The next item on the agenda of change was the formal creation of a library. Under Nelson there had been no emphasis on private study and minimal investment in facilities to support it, but by September 1896 there was £5 per year set aside for investment in books that were initially kept in a cupboard in the multi-purpose lecture hall. These developments increased the calls for a Student Common Room to enable a degree of leisure and independent study. College Inspectors had pushed for this feature under Nelson and the students themselves had begun advocate for this in their Student Magazine which began appearing in 1895.
The tipping point for wholesale expansion and reconstruction was reached when the College started taking in day students from 1896 and then took the decision in 1901 to double resident student numbers from 41 in 1899 to 83 in 1902.
A situation had developed under Nelson, in which LDTC was massively oversubscribed at a time when the government and society were demanding significant expansions in educational provision and the college infrastructure was increasingly regarded as primitive. This became unsustainable.

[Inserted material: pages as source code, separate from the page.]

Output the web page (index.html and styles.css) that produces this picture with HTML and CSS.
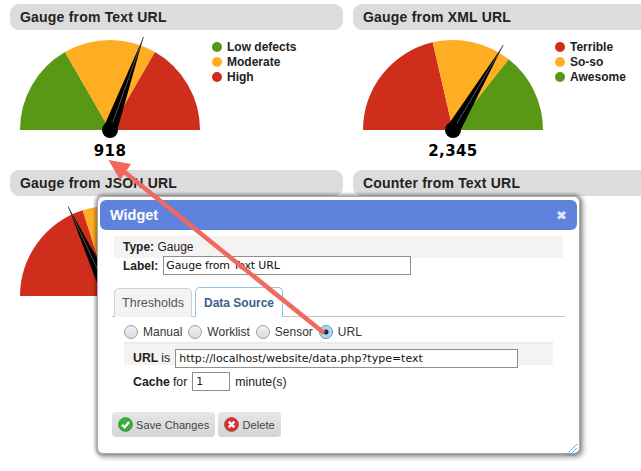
FILE: index.html
```html
<!DOCTYPE html>
<html lang="en">
<head>
<meta charset="utf-8">
<title>Widgets</title>
<link rel="stylesheet" href="styles.css">
</head>
<body>
<main class="board">
  <section class="panel">
    <h2 class="panel-title">Gauge from Text URL</h2>
    <div class="panel-body">
      <div class="gauge">
        <svg class="gauge-svg" width="200" height="110" viewBox="0 0 200 110">
          <path fill="#589814" d="M10 100A90 90 0 0 1 55 22L100 100Z"/>
          <path fill="#ffae23" d="M55 22A90 90 0 0 1 145 22L100 100Z"/>
          <path fill="#cf2e1c" d="M145 22A90 90 0 0 1 190 100L100 100Z"/>
          <path fill="#000" d="M93.400 97.600L133.500 7L106.600 102.400Z"/>
          <path stroke="#555" stroke-width="1" d="M100 100L133.500 7"/>
          <circle cx="100" cy="100" r="8"/>
        </svg>
        <div class="gauge-value">918</div>
      </div>
      <ul class="legend">
        <li class="legend-item"><span class="dot green"></span>Low defects</li>
        <li class="legend-item"><span class="dot orange"></span>Moderate</li>
        <li class="legend-item"><span class="dot red"></span>High</li>
      </ul>
    </div>
  </section>
  <section class="panel">
    <h2 class="panel-title">Gauge from XML URL</h2>
    <div class="panel-body">
      <div class="gauge">
        <svg class="gauge-svg" width="200" height="110" viewBox="0 0 200 110">
          <path fill="#cf2e1c" d="M10 100A90 90 0 0 1 79.700 12.300L100 100Z"/>
          <path fill="#ffae23" d="M79.700 12.300A90 90 0 0 1 155.700 29.300L100 100Z"/>
          <path fill="#589814" d="M155.700 29.300A90 90 0 0 1 190 100L100 100Z"/>
          <path fill="#000" d="M94 96.400L150.300 15L106 103.600Z"/>
          <path stroke="#555" stroke-width="1" d="M100 100L150.300 15"/>
          <circle cx="100" cy="100" r="8"/>
        </svg>
        <div class="gauge-value">2,345</div>
      </div>
      <ul class="legend">
        <li class="legend-item"><span class="dot red"></span>Terrible</li>
        <li class="legend-item"><span class="dot orange"></span>So-so</li>
        <li class="legend-item"><span class="dot green"></span>Awesome</li>
      </ul>
    </div>
  </section>
  <section class="panel">
    <h2 class="panel-title">Gauge from JSON URL</h2>
    <div class="panel-body">
      <div class="gauge">
        <svg class="gauge-svg" width="200" height="110" viewBox="0 0 200 110">
          <path fill="#cf2e1c" d="M10 100A90 90 0 0 1 72.700 14.300L100 100Z"/>
          <path fill="#ffae23" d="M72.700 14.300A90 90 0 0 1 145 22L100 100Z"/>
          <path fill="#000" d="M93 102.500L58 10.300L107 97.500Z"/>
          <path stroke="#555" stroke-width="1" d="M100 100L58 10.300"/>
        </svg>
      </div>
    </div>
  </section>
  <section class="panel">
    <h2 class="panel-title">Counter from Text URL</h2>
  </section>
</main>

<div class="dialog">
  <header class="dialog-head">
    <span class="dialog-title">Widget</span>
    <span class="dialog-close">✖</span>
  </header>
  <div class="dialog-body">
    <div class="meta">
      <div class="meta-row meta-type"><b>Type:</b> Gauge</div>
      <label class="meta-row meta-label"><b>Label:</b> <input class="field field-label" value="Gauge from Text URL"></label>
    </div>
    <div class="tabs">
      <span class="tab">Thresholds</span>
      <span class="tab tab-active">Data Source</span>
    </div>
    <div class="sources">
      <label class="source"><span class="radio"></span>Manual</label>
      <label class="source"><span class="radio"></span>Worklist</label>
      <label class="source"><span class="radio"></span>Sensor</label>
      <label class="source"><span class="radio radio-on"></span>URL</label>
    </div>
    <div class="url-block">
      <label class="url-row"><b>URL</b> is <input class="field field-url" value="http://localhost/website/data.php?type=text"></label>
      <label class="cache-row"><b>Cache</b> for <input class="field field-cache" value="1"> minute(s)</label>
    </div>
    <div class="actions">
      <button class="btn">
        <svg width="15" height="15" viewBox="0 0 16 16"><circle cx="8" cy="8" r="7.300" fill="#38b038" stroke="#2c8f2c"/><path d="M4.300 8.200L7 11L11.800 5.300" fill="none" stroke="#fff" stroke-width="2.400"/></svg>
        Save Changes
      </button>
      <button class="btn">
        <svg width="15" height="15" viewBox="0 0 16 16"><circle cx="8" cy="8" r="7.300" fill="#d8342f" stroke="#b02a2a"/><path d="M5 5L11 11M11 5L5 11" fill="none" stroke="#fff" stroke-width="2.600"/></svg>
        Delete
      </button>
    </div>
    <svg class="resize" width="12" height="12" viewBox="0 0 12 12"><path d="M0 12L12 0M4 12L12 4M8 12L12 8" stroke="#3a97e0" stroke-width="1" stroke-dasharray="2 .6" fill="none"/></svg>
  </div>
</div>

<svg class="arrow" width="641" height="471" viewBox="0 0 641 471">
  <path d="M324 333L122 170" stroke="#ee6a5e" stroke-width="4.500" fill="none"/>
  <path d="M108.500 160L131 164L120 180Z" fill="#f2675c"/>
</svg>
</body>
</html>
```
FILE: styles.css
```css
* { box-sizing: border-box; }
html, body { margin: 0; padding: 0; }
body {
  width: 641px;
  height: 471px;
  overflow: hidden;
  background: #fff;
  font-family: "Liberation Sans", Arial, sans-serif;
  color: #222;
  position: relative;
}
.board {
  display: grid;
  grid-template-columns: 333px 288px;
  grid-auto-rows: 166px;
  column-gap: 10px;
  padding: 4px 0 0 10px;
}
.panel-title {
  margin: 0;
  height: 26px;
  padding-left: 10px;
  background: #dcdcdc;
  border-radius: 9px;
  font-size: 14px;
  line-height: 26px;
  font-weight: bold;
  letter-spacing: 0.2px;
  color: #222;
}
.panel:nth-child(even) .panel-title { border-radius: 9px 0 0 9px; }
.panel-body { display: flex; }
.gauge { width: 200px; }
.gauge-svg { display: block; }
.gauge-value {
  text-align: center;
  font-family: "DejaVu Sans", sans-serif;
  font-weight: bold;
  font-size: 15px;
  line-height: 18px;
  letter-spacing: 0.4px;
  color: #000;
  margin-top: 2px;
}
.legend {
  list-style: none;
  margin: 9px 0 0 2px;
  padding: 0;
  font-size: 12px;
  font-weight: bold;
}
.legend-item {
  display: flex;
  align-items: center;
  height: 15px;
  gap: 5px;
}
.dot { width: 10px; height: 10px; border-radius: 50%; }
.green { background: #589814; }
.orange { background: #ffae23; }
.red { background: #cf2e1c; }

.dialog {
  position: absolute;
  left: 98px;
  top: 197px;
  width: 481px;
  height: 256px;
  padding: 3px 2px 0;
  background: #fff;
  border-radius: 5px;
  box-shadow: 0 0 0 1px #aaa, 0 0 3px 3px rgba(0,0,0,0.25), 2px 2px 5px 3px rgba(0,0,0,0.25);
  font-size: 12px;
  color: #222;
}
.dialog-head {
  display: flex;
  justify-content: space-between;
  align-items: center;
  height: 30px;
  padding: 0 10px;
  background: #5f82dc;
  border-radius: 6px;
  color: #fff;
}
.dialog-title { font-weight: bold; font-size: 14.500px; }
.dialog-close { font-family: "DejaVu Sans", sans-serif; font-size: 13px; color: #dfe8fa; }
.dialog-body { position: relative; height: 223px; }
.meta { margin: 6px 0 0 14px; }
.meta-row { display: block; padding-left: 9px; }
.meta-type {
  width: 449px;
  height: 22px;
  line-height: 22px;
  background: #f5f3f2;
}
.meta-label { display: flex; align-items: center; gap: 5px; height: 19px; margin-top: -2px; }
.field {
  font-family: "DejaVu Sans", sans-serif;
  font-size: 11px;
  color: #111;
  height: 19px;
  padding: 0 3px;
  border: 1px solid #8e8e8e;
  border-radius: 0;
  background: #fff;
  outline: none;
}
.field-label { width: 248px; padding: 0 2px; letter-spacing: -0.15px; }
.tabs {
  display: flex;
  gap: 3px;
  margin: 13px 0 0 12px;
  padding-left: 2px;
  width: 453px;
  height: 29px;
  border-bottom: 1px solid #c4c4c4;
  align-items: flex-end;
}
.tab {
  height: 29px;
  width: 78px;
  line-height: 28px;
  text-align: center;
  font-size: 12.500px;
  border: 1px solid #cfcfcf;
  border-bottom: 0;
  border-radius: 5px 5px 0 0;
  background: #f3f3f3;
  color: #555;
  margin-bottom: -1px;
}
.tab-active {
  height: 30px;
  width: 88px;
  line-height: 30px;
  border-color: #8cc4ee;
  background: #fff;
  color: #3a5f8c;
  font-weight: bold;
  font-size: 12px;
}
.sources {
  display: flex;
  gap: 6px;
  margin: 6px 0 0 24px;
  height: 18px;
  align-items: center;
}
.source { display: flex; align-items: center; gap: 5px; color: #333; }
.radio {
  width: 14px;
  height: 14px;
  border-radius: 50%;
  border: 1px solid #a0a0a0;
  background: linear-gradient(#f0f0f0, #dcdcdc);
}
.radio-on {
  border-color: #5e8fc2;
  background: radial-gradient(circle, #10284a 2px, #a9cdf0 3px, #cfe2f6);
}
.url-block { margin: 1px 0 0 24px; font-size: 12.300px; }
.url-row {
  display: flex;
  align-items: flex-start;
  gap: 3px;
  width: 429px;
  height: 23px;
  padding: 7px 0 0 9px;
  line-height: 19px;
  background: linear-gradient(#ebebeb 2px, #f5f3f2 2px);
}
.field-url { width: 343px; margin-left: 2px; }
.cache-row {
  display: flex;
  align-items: center;
  gap: 3px;
  padding-left: 9px;
  margin-top: 7px;
  height: 19px;
}
.field-cache { width: 38px; margin: 0 2px; color: #222; }
.actions { display: flex; gap: 3px; margin: 21px 0 0 12px; }
.btn {
  display: flex;
  align-items: center;
  gap: 3px;
  height: 25px;
  padding: 0 6px;
  border: 0;
  border-radius: 4px;
  background: linear-gradient(#e6e6e6, #d4d4d4);
  font-family: "Liberation Sans", Arial, sans-serif;
  font-size: 11px;
  letter-spacing: 0.1px;
  color: #444;
}
.resize { position: absolute; right: 0; bottom: 3px; }
.arrow { position: absolute; left: 0; top: 0; pointer-events: none; }
```
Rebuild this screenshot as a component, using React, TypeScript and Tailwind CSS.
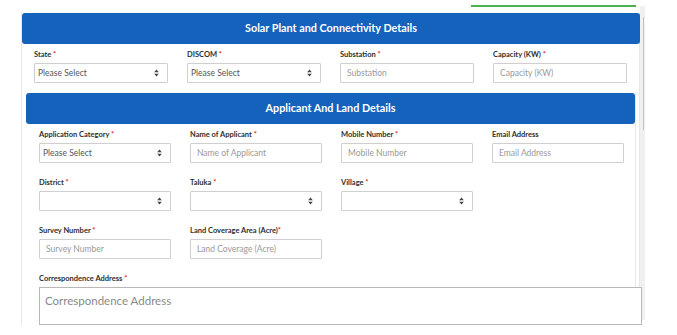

Despite some concerns being expressed by old students that expansion might lead to LDTC losing ‘the “home” character which has always been one of its distinguishing features’, extensive plans were commissioned to create a new dining hall and ‘recreation’ room with additional accommodation, an expansion to the Chapel and a new laundry. The architect of the original Chapel, newly knighted, Sir Arthur Blomfield, was initially consulted on the plans but deemed too expensive. Therefore Mr H. H. Dunn was hired and building firm Messrs. Wright & Son contracted for the building work which commenced in 1900. It left few elements of the existing site untouched and opened a new chapter for the institution.